Records for the task =>
•••

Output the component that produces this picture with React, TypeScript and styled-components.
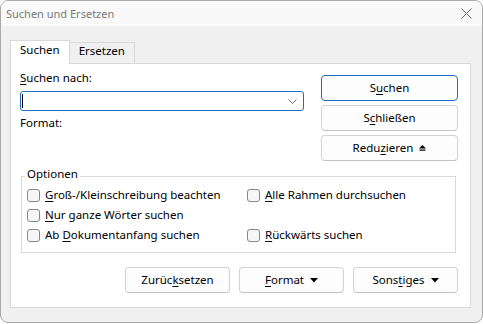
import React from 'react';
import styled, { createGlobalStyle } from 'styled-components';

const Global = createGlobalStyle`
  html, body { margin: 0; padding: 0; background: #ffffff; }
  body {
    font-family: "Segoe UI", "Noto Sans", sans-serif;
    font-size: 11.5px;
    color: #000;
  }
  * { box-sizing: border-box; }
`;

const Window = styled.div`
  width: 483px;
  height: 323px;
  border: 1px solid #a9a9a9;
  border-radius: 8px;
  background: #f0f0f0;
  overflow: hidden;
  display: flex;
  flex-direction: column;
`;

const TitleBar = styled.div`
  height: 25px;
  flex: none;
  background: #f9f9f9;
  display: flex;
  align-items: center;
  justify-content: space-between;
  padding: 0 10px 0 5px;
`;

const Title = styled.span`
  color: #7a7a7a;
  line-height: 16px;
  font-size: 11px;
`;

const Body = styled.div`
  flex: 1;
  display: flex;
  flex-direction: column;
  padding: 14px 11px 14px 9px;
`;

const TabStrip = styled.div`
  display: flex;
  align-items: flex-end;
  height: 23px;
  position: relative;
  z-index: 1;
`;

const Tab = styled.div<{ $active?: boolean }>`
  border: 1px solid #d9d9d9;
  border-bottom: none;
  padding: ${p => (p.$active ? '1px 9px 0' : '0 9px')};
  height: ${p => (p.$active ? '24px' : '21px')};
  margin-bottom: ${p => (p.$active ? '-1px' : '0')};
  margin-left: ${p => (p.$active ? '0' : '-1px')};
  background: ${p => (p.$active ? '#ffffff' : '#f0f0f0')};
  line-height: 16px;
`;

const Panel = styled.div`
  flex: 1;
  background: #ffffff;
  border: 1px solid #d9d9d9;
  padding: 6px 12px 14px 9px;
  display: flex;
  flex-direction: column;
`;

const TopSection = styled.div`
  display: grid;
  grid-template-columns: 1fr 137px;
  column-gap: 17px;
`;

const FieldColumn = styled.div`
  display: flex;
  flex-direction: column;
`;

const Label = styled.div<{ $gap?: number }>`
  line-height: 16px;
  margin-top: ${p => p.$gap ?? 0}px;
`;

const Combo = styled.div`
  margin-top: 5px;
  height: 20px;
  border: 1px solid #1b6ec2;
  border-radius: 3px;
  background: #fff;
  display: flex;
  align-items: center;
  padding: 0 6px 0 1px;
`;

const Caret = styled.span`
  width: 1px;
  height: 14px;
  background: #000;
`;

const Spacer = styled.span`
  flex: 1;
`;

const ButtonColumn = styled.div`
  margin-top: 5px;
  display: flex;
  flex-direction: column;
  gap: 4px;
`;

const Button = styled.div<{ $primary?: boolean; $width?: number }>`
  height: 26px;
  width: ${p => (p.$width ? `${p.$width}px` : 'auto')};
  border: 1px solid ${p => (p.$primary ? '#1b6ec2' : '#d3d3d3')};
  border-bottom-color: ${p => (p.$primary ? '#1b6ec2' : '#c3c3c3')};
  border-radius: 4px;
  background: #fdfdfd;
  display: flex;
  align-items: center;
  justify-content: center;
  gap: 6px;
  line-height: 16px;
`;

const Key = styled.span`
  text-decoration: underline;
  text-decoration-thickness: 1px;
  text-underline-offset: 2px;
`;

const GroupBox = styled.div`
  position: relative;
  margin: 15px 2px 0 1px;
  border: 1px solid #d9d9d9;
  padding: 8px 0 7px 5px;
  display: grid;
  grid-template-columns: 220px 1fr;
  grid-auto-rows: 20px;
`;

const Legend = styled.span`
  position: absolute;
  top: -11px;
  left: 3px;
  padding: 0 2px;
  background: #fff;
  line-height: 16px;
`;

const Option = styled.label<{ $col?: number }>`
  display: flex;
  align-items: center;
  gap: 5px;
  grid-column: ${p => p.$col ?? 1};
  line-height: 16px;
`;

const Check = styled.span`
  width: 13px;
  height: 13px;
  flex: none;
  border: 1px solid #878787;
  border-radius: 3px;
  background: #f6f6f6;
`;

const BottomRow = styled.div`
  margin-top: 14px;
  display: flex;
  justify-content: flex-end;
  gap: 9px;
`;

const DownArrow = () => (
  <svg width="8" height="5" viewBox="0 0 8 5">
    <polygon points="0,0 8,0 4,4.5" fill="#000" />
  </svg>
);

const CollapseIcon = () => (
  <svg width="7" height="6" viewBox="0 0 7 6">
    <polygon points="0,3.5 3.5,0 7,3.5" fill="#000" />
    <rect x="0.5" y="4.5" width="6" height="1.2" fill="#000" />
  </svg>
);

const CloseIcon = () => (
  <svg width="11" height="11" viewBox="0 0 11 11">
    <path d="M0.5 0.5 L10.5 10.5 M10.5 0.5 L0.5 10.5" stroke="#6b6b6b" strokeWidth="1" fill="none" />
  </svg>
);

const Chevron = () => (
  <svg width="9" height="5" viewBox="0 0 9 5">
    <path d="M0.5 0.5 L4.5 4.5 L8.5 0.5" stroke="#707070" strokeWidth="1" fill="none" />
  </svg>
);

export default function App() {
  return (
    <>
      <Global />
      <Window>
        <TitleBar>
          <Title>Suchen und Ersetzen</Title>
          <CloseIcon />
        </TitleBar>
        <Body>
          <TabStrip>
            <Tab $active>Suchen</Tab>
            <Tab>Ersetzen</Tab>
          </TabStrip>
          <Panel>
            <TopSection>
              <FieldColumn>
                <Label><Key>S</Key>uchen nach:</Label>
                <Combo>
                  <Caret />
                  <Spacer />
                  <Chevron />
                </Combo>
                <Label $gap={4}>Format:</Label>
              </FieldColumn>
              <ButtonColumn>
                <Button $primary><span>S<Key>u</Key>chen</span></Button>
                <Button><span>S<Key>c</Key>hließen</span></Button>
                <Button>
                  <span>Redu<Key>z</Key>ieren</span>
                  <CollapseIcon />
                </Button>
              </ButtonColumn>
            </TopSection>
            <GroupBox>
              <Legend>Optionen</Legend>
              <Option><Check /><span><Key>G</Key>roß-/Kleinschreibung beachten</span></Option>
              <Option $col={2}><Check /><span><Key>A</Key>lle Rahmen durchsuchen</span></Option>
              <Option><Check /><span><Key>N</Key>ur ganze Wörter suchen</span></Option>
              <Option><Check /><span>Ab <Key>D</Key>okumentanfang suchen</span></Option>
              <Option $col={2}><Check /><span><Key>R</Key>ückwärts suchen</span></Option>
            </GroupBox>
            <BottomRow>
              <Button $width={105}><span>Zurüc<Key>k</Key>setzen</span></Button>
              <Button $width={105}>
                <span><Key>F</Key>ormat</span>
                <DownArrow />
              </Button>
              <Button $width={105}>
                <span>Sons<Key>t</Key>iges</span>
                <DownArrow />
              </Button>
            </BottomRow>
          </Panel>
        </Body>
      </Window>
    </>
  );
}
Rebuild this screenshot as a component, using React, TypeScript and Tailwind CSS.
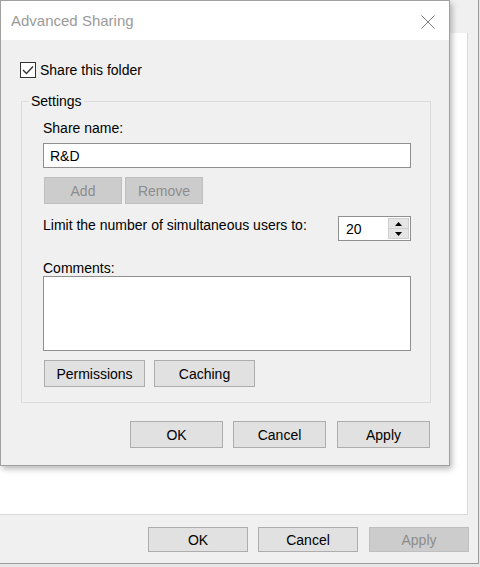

•••

To do =>
Are you able to set down all the lines above exactly, without any pictures?

Final answer =>
Output the component that produces this picture with React, TypeScript and styled-components.
import React from 'react';
import styled, { createGlobalStyle } from 'styled-components';

const Global = createGlobalStyle`
  html, body { margin: 0; padding: 0; background: #ffffff; }
  body {
    font-family: "Segoe UI", "Noto Sans", sans-serif;
    font-size: 11.5px;
    color: #000;
  }
  * { box-sizing: border-box; }
`;

const Window = styled.div`
  width: 483px;
  height: 323px;
  border: 1px solid #a9a9a9;
  border-radius: 8px;
  background: #f0f0f0;
  overflow: hidden;
  display: flex;
  flex-direction: column;
`;

const TitleBar = styled.div`
  height: 25px;
  flex: none;
  background: #f9f9f9;
  display: flex;
  align-items: center;
  justify-content: space-between;
  padding: 0 10px 0 5px;
`;

const Title = styled.span`
  color: #7a7a7a;
  line-height: 16px;
  font-size: 11px;
`;

const Body = styled.div`
  flex: 1;
  display: flex;
  flex-direction: column;
  padding: 14px 11px 14px 9px;
`;

const TabStrip = styled.div`
  display: flex;
  align-items: flex-end;
  height: 23px;
  position: relative;
  z-index: 1;
`;

const Tab = styled.div<{ $active?: boolean }>`
  border: 1px solid #d9d9d9;
  border-bottom: none;
  padding: ${p => (p.$active ? '1px 9px 0' : '0 9px')};
  height: ${p => (p.$active ? '24px' : '21px')};
  margin-bottom: ${p => (p.$active ? '-1px' : '0')};
  margin-left: ${p => (p.$active ? '0' : '-1px')};
  background: ${p => (p.$active ? '#ffffff' : '#f0f0f0')};
  line-height: 16px;
`;

const Panel = styled.div`
  flex: 1;
  background: #ffffff;
  border: 1px solid #d9d9d9;
  padding: 6px 12px 14px 9px;
  display: flex;
  flex-direction: column;
`;

const TopSection = styled.div`
  display: grid;
  grid-template-columns: 1fr 137px;
  column-gap: 17px;
`;

const FieldColumn = styled.div`
  display: flex;
  flex-direction: column;
`;

const Label = styled.div<{ $gap?: number }>`
  line-height: 16px;
  margin-top: ${p => p.$gap ?? 0}px;
`;

const Combo = styled.div`
  margin-top: 5px;
  height: 20px;
  border: 1px solid #1b6ec2;
  border-radius: 3px;
  background: #fff;
  display: flex;
  align-items: center;
  padding: 0 6px 0 1px;
`;

const Caret = styled.span`
  width: 1px;
  height: 14px;
  background: #000;
`;

const Spacer = styled.span`
  flex: 1;
`;

const ButtonColumn = styled.div`
  margin-top: 5px;
  display: flex;
  flex-direction: column;
  gap: 4px;
`;

const Button = styled.div<{ $primary?: boolean; $width?: number }>`
  height: 26px;
  width: ${p => (p.$width ? `${p.$width}px` : 'auto')};
  border: 1px solid ${p => (p.$primary ? '#1b6ec2' : '#d3d3d3')};
  border-bottom-color: ${p => (p.$primary ? '#1b6ec2' : '#c3c3c3')};
  border-radius: 4px;
  background: #fdfdfd;
  display: flex;
  align-items: center;
  justify-content: center;
  gap: 6px;
  line-height: 16px;
`;

const Key = styled.span`
  text-decoration: underline;
  text-decoration-thickness: 1px;
  text-underline-offset: 2px;
`;

const GroupBox = styled.div`
  position: relative;
  margin: 15px 2px 0 1px;
  border: 1px solid #d9d9d9;
  padding: 8px 0 7px 5px;
  display: grid;
  grid-template-columns: 220px 1fr;
  grid-auto-rows: 20px;
`;

const Legend = styled.span`
  position: absolute;
  top: -11px;
  left: 3px;
  padding: 0 2px;
  background: #fff;
  line-height: 16px;
`;

const Option = styled.label<{ $col?: number }>`
  display: flex;
  align-items: center;
  gap: 5px;
  grid-column: ${p => p.$col ?? 1};
  line-height: 16px;
`;

const Check = styled.span`
  width: 13px;
  height: 13px;
  flex: none;
  border: 1px solid #878787;
  border-radius: 3px;
  background: #f6f6f6;
`;

const BottomRow = styled.div`
  margin-top: 14px;
  display: flex;
  justify-content: flex-end;
  gap: 9px;
`;

const DownArrow = () => (
  <svg width="8" height="5" viewBox="0 0 8 5">
    <polygon points="0,0 8,0 4,4.5" fill="#000" />
  </svg>
);

const CollapseIcon = () => (
  <svg width="7" height="6" viewBox="0 0 7 6">
    <polygon points="0,3.5 3.5,0 7,3.5" fill="#000" />
    <rect x="0.5" y="4.5" width="6" height="1.2" fill="#000" />
  </svg>
);

const CloseIcon = () => (
  <svg width="11" height="11" viewBox="0 0 11 11">
    <path d="M0.5 0.5 L10.5 10.5 M10.5 0.5 L0.5 10.5" stroke="#6b6b6b" strokeWidth="1" fill="none" />
  </svg>
);

const Chevron = () => (
  <svg width="9" height="5" viewBox="0 0 9 5">
    <path d="M0.5 0.5 L4.5 4.5 L8.5 0.5" stroke="#707070" strokeWidth="1" fill="none" />
  </svg>
);

export default function App() {
  return (
    <>
      <Global />
      <Window>
        <TitleBar>
          <Title>Suchen und Ersetzen</Title>
          <CloseIcon />
        </TitleBar>
        <Body>
          <TabStrip>
            <Tab $active>Suchen</Tab>
            <Tab>Ersetzen</Tab>
          </TabStrip>
          <Panel>
            <TopSection>
              <FieldColumn>
                <Label><Key>S</Key>uchen nach:</Label>
                <Combo>
                  <Caret />
                  <Spacer />
                  <Chevron />
                </Combo>
                <Label $gap={4}>Format:</Label>
              </FieldColumn>
              <ButtonColumn>
                <Button $primary><span>S<Key>u</Key>chen</span></Button>
                <Button><span>S<Key>c</Key>hließen</span></Button>
                <Button>
                  <span>Redu<Key>z</Key>ieren</span>
                  <CollapseIcon />
                </Button>
              </ButtonColumn>
            </TopSection>
            <GroupBox>
              <Legend>Optionen</Legend>
              <Option><Check /><span><Key>G</Key>roß-/Kleinschreibung beachten</span></Option>
              <Option $col={2}><Check /><span><Key>A</Key>lle Rahmen durchsuchen</span></Option>
              <Option><Check /><span><Key>N</Key>ur ganze Wörter suchen</span></Option>
              <Option><Check /><span>Ab <Key>D</Key>okumentanfang suchen</span></Option>
              <Option $col={2}><Check /><span><Key>R</Key>ückwärts suchen</span></Option>
            </GroupBox>
            <BottomRow>
              <Button $width={105}><span>Zurüc<Key>k</Key>setzen</span></Button>
              <Button $width={105}>
                <span><Key>F</Key>ormat</span>
                <DownArrow />
              </Button>
              <Button $width={105}>
                <span>Sons<Key>t</Key>iges</span>
                <DownArrow />
              </Button>
            </BottomRow>
          </Panel>
        </Body>
      </Window>
    </>
  );
}
Rebuild this screenshot as a component, using React, TypeScript and Tailwind CSS.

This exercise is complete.